Siete décadas más tarde, nuestro pobre individualismo nos hizo más anarquistas aun de lo que ya éramos según Borges en los 40 (o de lo que fuimos, según el Martín Fierro, en las décadas finales del siglo XIX). Nuestro pobre individualismo funda anarquismo, pero un anarquismo informe, sin militancia y sin teoría: una desconfianza extrema en los que tienen poder.
Si a la mayoría de los muchos que están desilusionados con los políticos les preguntáramos si realmente quisieran vivir sin Estado la inmensa mayoría creería que le estamos haciendo una broma. Hay ahí un drama: no nos gustan los políticos que tenemos, pero los necesitamos. No podemos vivir sin Banco Central ni sin Ministerio de Acción Social.
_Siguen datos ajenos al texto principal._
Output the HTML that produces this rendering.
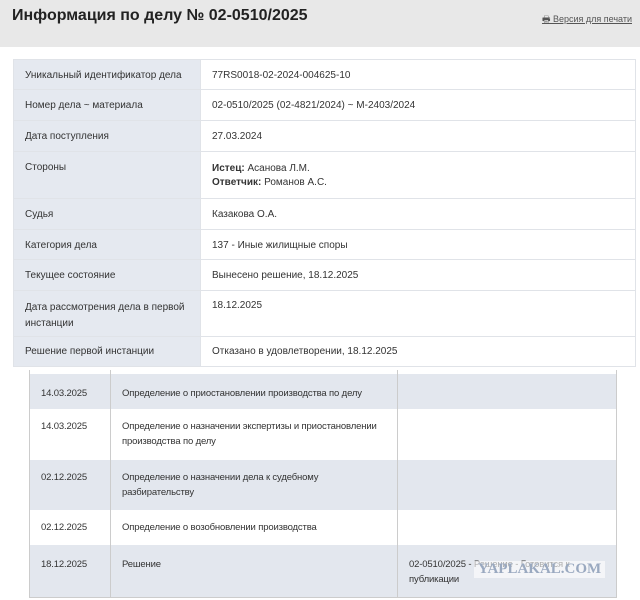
<!DOCTYPE html>
<html><head><meta charset="utf-8"><style>
*{margin:0;padding:0;box-sizing:border-box}
body{width:640px;height:600px;background:#fff;font-family:"Liberation Sans","Noto Sans CJK SC",sans-serif;position:relative;overflow:hidden;color:#333}
.hdr{position:absolute;left:0;top:0;width:640px;height:47px;background:#e8e8e8}
.hdr h1{position:absolute;left:12px;top:7px;font-size:16px;font-weight:bold;color:#222}
.pr{position:absolute;right:8px;top:12px;font-size:9px;color:#555;text-decoration:underline}
.t1{position:absolute;left:13px;top:59px;width:623px;border-collapse:collapse;font-size:10px}
.t1 td{border:1px solid #e0e3e8;vertical-align:top;padding:0 11px}
.t1 td.l{background:#e5e9f0;width:187px;color:#333}
.t2{position:absolute;left:29px;top:370px;width:588px;border-collapse:collapse;font-size:9.5px;letter-spacing:-0.15px;color:#333;border-left:1px solid #ccc;border-right:1px solid #ccc;border-bottom:1px solid #ccc}
.t2 td{border-left:1px solid #ccc;vertical-align:top;padding:0 11px;line-height:15px}
.s td{background:#e3e7ee}
.wm{position:absolute;left:474px;top:561px;font:bold 15px "Liberation Serif",serif;color:#9aa9c0;background:rgba(255,255,255,.6);padding:0 4px}
</style></head><body>
<div class="hdr"><h1>Информация по делу № 02-0510/2025</h1><div class="pr">🖶 Версия для печати</div></div>
<table class="t1">
<tr style="height:30px"><td class="l" style="padding-top:10px">Уникальный идентификатор дела</td><td style="padding-top:10px">77RS0018-02-2024-004625-10</td></tr>
<tr style="height:31px"><td class="l" style="padding-top:10px">Номер дела ~ материала</td><td style="padding-top:10px">02-0510/2025 (02-4821/2024) ~ М-2403/2024</td></tr>
<tr style="height:31px"><td class="l" style="padding-top:10px">Дата поступления</td><td style="padding-top:10px">27.03.2024</td></tr>
<tr style="height:47px"><td class="l" style="padding-top:10px">Стороны</td><td style="padding-top:10px;line-height:14px"><b>Истец:</b> Асанова Л.М.<br><b>Ответчик:</b> Романов А.С.</td></tr>
<tr style="height:31px"><td class="l" style="padding-top:10px">Судья</td><td style="padding-top:10px">Казакова О.А.</td></tr>
<tr style="height:30px"><td class="l" style="padding-top:10px">Категория дела</td><td style="padding-top:10px">137 - Иные жилищные споры</td></tr>
<tr style="height:31px"><td class="l" style="padding-top:10px">Текущее состояние</td><td style="padding-top:10px">Вынесено решение, 18.12.2025</td></tr>
<tr style="height:46px"><td class="l" style="padding-top:9px;line-height:16px">Дата рассмотрения дела в первой инстанции</td><td style="padding-top:9px">18.12.2025</td></tr>
<tr style="height:30px"><td class="l" style="padding-top:9px">Решение первой инстанции</td><td style="padding-top:9px">Отказано в удовлетворении, 18.12.2025</td></tr>
</table>
<table class="t2">
<tr style="height:4px"><td style="width:81px"></td><td style="width:287px"></td><td></td></tr>
<tr class="s" style="height:35px"><td style="padding-top:12px">14.03.2025</td><td style="padding-top:12px">Определение о приостановлении производства по делу</td><td></td></tr>
<tr style="height:51px"><td style="padding-top:10px">14.03.2025</td><td style="padding-top:10px">Определение о назначении экспертизы и приостановлении производства по делу</td><td></td></tr>
<tr class="s" style="height:50px"><td style="padding-top:10px">02.12.2025</td><td style="padding-top:10px">Определение о назначении дела к судебному<br>разбирательству</td><td></td></tr>
<tr style="height:35px"><td style="padding-top:10px">02.12.2025</td><td style="padding-top:10px">Определение о возобновлении производства</td><td></td></tr>
<tr class="s" style="height:52px"><td style="padding-top:12px">18.12.2025</td><td style="padding-top:12px">Решение</td><td style="padding-top:12px">02-0510/2025 - Решение - Готовится к публикации</td></tr>
</table>
<div class="wm">YAPLAKAL.COM</div>
</body></html>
“El más urgente de los problemas de nuestra época (ya denunciado con profética lucidez por el casi olvidado Spencer) es la gradual intromisión del Estado en los actos del individuo; en la lucha con ese mal, cuyos nombres son comunismo y nazismo, el individualismo argentino, acaso inútil o perjudicial hasta ahora, encontrará justificación y deberes. Sin esperanza y con nostalgia, pienso en la abstracta posibilidad de un partido que tuviera alguna afinidad con los argentinos; un partido que nos prometiera (digamos) un severo mínimo de gobierno.”, agregaba Borges en ese ensayo.
Hace ocho décadas que los argentinos venimos haciendo lo contrario: agrandando el Estado e invalidando a los individuos. Quizá ya sea época de invertir la fórmula: no destruir el Estado (una utopía poco eficaz, dañina) sino intentar un mínimo de Estado que sea útil a la sociedad.
El debate que deberíamos darnos, entonces, es sobre qué tipo de Estado y cuánto Estado queremos. Y, sobre todo, preguntarnos quiénes queremos que lo gestionen.
Hay que empezar por ahí o seguiremos en lo mismo. Es decir, en la decadencia.